What is required: Report only the number of lines in the records that contain the word "with".

Data for this exercise:
════════════════
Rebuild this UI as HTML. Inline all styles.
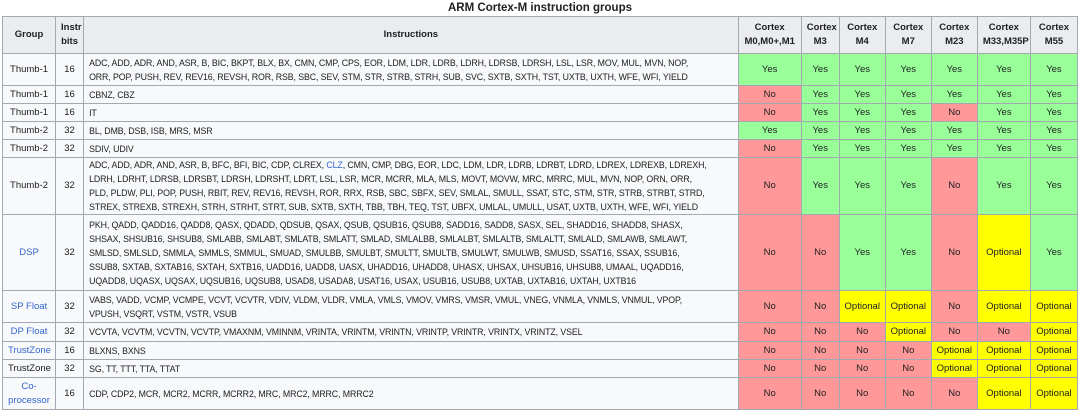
════════════════
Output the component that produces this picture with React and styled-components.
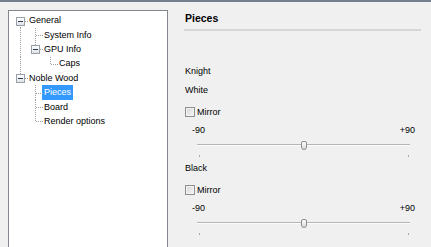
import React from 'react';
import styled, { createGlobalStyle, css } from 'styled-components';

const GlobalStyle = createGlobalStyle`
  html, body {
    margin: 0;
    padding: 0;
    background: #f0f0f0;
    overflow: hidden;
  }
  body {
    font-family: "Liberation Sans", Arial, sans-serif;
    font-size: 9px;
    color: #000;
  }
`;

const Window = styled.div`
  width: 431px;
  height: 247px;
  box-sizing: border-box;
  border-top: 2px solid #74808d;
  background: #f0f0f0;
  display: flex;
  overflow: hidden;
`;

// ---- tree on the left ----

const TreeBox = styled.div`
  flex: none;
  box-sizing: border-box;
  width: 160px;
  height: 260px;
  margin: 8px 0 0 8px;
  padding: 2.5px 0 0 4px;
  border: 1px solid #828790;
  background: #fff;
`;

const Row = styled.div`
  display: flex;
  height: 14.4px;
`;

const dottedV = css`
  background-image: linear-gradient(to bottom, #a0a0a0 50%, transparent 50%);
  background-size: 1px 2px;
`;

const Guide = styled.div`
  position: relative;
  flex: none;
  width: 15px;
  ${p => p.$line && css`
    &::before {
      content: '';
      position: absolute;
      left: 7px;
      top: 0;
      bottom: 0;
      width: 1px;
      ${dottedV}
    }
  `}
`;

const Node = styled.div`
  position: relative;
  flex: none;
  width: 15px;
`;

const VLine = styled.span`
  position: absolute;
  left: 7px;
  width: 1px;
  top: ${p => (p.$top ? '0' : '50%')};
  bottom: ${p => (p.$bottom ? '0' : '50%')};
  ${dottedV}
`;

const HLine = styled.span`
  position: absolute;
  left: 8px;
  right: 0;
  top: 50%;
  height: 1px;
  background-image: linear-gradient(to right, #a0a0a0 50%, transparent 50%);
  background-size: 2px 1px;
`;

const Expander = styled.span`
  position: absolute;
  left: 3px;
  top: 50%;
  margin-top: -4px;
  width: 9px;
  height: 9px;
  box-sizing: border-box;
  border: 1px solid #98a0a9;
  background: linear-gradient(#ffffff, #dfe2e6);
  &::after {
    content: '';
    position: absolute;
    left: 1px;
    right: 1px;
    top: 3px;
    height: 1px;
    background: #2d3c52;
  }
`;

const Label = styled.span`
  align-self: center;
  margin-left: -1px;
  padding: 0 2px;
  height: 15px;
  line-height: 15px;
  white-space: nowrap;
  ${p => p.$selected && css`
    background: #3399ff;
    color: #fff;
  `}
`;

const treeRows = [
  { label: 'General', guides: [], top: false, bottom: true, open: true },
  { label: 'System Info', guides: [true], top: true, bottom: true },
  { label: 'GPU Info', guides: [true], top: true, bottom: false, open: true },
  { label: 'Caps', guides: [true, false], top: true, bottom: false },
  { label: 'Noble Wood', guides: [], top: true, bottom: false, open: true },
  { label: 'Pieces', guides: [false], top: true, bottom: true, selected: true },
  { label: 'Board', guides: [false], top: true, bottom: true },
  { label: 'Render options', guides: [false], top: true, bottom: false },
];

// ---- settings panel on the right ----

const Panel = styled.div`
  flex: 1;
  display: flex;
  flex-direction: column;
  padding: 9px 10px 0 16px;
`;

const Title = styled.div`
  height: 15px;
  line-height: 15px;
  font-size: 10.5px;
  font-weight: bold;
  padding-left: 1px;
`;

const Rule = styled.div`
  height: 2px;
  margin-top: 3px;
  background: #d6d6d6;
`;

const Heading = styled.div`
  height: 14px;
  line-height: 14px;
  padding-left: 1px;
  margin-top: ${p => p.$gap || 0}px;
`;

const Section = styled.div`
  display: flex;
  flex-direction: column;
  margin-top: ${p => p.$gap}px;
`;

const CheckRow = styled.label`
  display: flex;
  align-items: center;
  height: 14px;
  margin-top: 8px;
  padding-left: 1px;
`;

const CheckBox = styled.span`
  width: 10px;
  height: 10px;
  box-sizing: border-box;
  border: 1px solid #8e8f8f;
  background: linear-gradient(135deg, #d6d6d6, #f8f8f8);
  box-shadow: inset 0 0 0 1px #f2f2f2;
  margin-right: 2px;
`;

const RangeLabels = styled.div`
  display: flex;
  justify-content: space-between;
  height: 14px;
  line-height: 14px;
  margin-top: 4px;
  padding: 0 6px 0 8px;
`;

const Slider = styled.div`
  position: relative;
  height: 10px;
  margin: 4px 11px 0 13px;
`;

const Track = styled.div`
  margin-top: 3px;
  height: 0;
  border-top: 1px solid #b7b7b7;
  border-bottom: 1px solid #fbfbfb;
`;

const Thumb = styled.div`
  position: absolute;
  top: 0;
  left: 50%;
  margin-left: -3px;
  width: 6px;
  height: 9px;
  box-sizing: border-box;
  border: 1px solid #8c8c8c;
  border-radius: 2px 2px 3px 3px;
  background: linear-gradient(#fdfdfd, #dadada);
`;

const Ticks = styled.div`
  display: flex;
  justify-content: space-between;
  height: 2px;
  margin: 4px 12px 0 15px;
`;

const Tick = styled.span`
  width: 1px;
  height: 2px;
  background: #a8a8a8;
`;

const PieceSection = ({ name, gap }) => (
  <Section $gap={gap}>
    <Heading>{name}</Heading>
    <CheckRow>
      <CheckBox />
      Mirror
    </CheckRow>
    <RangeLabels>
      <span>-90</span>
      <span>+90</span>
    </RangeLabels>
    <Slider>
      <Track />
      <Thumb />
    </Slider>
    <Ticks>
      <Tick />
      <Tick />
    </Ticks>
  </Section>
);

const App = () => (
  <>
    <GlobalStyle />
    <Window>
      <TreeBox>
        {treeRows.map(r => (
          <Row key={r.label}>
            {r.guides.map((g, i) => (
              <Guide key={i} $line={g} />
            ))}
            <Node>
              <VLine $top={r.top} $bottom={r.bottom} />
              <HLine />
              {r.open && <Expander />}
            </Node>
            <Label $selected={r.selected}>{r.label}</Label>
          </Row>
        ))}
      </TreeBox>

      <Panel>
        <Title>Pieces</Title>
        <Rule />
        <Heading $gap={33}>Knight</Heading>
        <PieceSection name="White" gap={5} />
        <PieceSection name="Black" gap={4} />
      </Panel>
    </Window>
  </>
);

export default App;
════════════════
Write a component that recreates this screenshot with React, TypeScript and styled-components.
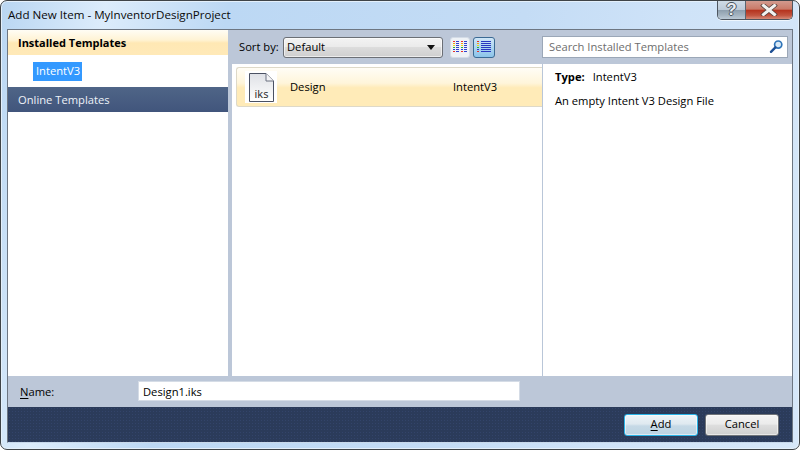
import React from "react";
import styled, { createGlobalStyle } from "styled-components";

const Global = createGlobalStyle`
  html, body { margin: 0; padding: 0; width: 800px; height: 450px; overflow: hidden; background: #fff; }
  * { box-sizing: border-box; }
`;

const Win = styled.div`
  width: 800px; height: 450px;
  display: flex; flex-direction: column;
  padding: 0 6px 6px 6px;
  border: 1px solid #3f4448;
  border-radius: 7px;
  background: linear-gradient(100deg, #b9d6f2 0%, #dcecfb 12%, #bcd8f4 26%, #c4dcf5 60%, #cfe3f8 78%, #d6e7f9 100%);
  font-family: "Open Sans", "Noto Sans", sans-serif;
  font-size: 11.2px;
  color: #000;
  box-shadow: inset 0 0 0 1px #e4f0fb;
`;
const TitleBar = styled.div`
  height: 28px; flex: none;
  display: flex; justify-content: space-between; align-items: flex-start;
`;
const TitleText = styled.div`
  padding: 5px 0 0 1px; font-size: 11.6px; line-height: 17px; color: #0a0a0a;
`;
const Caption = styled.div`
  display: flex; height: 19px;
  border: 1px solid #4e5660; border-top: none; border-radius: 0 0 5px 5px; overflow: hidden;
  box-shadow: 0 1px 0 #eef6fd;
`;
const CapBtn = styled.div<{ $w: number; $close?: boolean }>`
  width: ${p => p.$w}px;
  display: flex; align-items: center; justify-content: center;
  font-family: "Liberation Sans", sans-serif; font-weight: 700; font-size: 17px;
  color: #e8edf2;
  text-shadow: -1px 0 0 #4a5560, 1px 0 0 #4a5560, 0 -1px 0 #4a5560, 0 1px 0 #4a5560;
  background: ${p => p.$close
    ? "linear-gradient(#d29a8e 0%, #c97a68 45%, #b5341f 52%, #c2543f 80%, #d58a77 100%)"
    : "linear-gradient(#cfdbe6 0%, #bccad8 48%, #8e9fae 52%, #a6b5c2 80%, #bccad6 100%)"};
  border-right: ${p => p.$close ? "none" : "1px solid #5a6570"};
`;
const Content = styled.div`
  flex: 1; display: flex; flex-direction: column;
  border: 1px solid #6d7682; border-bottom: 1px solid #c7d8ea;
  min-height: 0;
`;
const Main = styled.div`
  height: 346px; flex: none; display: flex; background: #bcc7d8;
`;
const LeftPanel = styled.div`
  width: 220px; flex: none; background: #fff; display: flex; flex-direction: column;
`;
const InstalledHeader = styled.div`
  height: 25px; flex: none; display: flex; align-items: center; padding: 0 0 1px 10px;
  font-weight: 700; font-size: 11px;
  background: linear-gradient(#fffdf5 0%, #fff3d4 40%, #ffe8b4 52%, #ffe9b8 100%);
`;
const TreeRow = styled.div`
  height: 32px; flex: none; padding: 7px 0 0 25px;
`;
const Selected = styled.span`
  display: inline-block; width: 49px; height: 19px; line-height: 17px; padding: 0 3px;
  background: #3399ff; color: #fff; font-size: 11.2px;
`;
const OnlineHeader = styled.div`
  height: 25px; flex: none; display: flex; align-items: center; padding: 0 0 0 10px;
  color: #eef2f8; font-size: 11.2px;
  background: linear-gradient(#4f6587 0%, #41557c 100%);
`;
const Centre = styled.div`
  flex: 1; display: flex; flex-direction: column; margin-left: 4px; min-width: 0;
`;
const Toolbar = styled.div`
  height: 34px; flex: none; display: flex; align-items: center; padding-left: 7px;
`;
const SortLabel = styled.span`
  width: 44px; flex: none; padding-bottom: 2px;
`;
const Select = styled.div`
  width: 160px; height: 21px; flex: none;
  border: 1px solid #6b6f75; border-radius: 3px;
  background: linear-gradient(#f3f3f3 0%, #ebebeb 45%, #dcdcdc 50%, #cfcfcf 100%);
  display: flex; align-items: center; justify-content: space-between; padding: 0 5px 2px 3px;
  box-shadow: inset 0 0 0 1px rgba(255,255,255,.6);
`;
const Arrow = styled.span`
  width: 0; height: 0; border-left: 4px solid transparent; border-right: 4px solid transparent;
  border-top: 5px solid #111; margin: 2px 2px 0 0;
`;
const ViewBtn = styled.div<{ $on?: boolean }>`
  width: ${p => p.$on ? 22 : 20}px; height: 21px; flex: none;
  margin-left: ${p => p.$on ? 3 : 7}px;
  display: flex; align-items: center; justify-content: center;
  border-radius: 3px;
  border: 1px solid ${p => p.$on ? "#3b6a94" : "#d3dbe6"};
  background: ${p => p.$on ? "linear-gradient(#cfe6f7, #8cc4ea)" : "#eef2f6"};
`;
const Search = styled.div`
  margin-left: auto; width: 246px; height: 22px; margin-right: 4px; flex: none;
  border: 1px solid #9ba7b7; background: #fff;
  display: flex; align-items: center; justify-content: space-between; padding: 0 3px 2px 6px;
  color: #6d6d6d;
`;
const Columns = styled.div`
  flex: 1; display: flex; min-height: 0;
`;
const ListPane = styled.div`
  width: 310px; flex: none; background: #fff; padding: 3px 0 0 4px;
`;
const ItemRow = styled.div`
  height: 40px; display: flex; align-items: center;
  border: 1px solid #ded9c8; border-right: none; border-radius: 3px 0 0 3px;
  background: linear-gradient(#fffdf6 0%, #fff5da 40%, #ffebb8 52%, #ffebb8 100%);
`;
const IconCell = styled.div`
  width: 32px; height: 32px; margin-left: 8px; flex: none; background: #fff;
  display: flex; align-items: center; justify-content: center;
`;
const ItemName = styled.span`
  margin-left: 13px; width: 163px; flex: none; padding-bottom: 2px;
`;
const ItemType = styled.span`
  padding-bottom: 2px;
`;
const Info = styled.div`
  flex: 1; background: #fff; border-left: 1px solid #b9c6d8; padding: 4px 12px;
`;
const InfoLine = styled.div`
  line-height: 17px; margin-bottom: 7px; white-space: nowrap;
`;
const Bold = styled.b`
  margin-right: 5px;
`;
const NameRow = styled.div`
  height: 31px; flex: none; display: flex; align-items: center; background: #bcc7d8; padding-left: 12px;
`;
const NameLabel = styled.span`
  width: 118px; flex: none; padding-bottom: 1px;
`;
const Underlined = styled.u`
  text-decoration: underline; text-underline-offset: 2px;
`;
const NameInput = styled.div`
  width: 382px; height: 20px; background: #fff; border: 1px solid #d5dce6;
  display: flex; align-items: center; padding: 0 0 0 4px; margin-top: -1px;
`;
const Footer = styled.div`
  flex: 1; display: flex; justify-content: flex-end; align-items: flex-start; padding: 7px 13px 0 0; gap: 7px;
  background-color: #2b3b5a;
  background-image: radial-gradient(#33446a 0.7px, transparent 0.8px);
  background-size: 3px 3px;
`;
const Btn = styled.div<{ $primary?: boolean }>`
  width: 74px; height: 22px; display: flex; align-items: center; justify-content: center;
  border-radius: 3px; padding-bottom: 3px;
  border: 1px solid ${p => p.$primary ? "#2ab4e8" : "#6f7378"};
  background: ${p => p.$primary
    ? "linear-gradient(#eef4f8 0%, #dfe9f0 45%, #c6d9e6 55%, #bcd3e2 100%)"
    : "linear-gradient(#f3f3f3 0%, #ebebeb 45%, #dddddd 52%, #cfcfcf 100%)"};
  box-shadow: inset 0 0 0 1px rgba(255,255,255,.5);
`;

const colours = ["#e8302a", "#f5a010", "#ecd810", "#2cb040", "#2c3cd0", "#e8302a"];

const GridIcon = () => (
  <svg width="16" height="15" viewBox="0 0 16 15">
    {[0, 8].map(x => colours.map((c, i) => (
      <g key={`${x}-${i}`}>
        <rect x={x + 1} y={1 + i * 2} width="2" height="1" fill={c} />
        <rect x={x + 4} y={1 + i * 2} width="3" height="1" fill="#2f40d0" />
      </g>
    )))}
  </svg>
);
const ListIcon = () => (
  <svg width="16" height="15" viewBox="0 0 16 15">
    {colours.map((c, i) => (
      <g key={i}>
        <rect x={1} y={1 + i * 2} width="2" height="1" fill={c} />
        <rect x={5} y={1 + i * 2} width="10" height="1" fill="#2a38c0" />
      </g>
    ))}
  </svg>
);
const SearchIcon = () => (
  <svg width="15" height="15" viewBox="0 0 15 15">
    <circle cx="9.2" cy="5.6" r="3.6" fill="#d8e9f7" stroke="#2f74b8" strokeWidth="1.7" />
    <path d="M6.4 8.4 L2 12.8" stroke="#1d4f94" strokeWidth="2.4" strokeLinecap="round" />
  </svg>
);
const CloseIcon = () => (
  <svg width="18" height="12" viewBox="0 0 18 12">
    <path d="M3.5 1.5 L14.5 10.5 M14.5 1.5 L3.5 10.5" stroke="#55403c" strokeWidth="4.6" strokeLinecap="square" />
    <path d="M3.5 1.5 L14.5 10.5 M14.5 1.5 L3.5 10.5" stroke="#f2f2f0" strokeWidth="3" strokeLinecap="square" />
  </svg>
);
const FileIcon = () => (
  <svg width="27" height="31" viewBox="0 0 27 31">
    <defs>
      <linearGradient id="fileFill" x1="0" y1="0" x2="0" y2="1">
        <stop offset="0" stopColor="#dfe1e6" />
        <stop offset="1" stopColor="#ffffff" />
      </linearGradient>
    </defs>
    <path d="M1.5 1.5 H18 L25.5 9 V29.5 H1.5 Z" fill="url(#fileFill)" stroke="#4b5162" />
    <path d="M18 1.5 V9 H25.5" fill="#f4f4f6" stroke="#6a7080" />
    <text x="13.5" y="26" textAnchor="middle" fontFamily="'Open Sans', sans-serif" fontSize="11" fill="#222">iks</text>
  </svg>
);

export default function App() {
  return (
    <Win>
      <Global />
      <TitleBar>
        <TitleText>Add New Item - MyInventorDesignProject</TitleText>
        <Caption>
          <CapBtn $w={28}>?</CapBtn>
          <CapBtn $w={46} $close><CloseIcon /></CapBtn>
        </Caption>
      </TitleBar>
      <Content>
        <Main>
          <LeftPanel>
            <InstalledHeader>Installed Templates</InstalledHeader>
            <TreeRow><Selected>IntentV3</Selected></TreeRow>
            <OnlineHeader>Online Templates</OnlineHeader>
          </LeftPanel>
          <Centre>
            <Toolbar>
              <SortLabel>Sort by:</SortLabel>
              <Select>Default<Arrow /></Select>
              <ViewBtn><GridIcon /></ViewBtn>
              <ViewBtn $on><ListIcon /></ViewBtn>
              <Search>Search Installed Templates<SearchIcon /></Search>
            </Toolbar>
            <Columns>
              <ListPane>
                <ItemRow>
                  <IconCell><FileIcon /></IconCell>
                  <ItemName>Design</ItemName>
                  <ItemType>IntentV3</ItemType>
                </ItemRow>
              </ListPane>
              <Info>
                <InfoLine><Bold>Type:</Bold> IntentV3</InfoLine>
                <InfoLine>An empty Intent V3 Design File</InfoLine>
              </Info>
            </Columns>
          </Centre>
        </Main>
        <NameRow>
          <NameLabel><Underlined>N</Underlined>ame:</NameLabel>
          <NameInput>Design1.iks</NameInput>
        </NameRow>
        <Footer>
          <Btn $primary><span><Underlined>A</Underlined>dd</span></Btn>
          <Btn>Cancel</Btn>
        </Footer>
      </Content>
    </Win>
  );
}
════════════════
Finished exercise: 2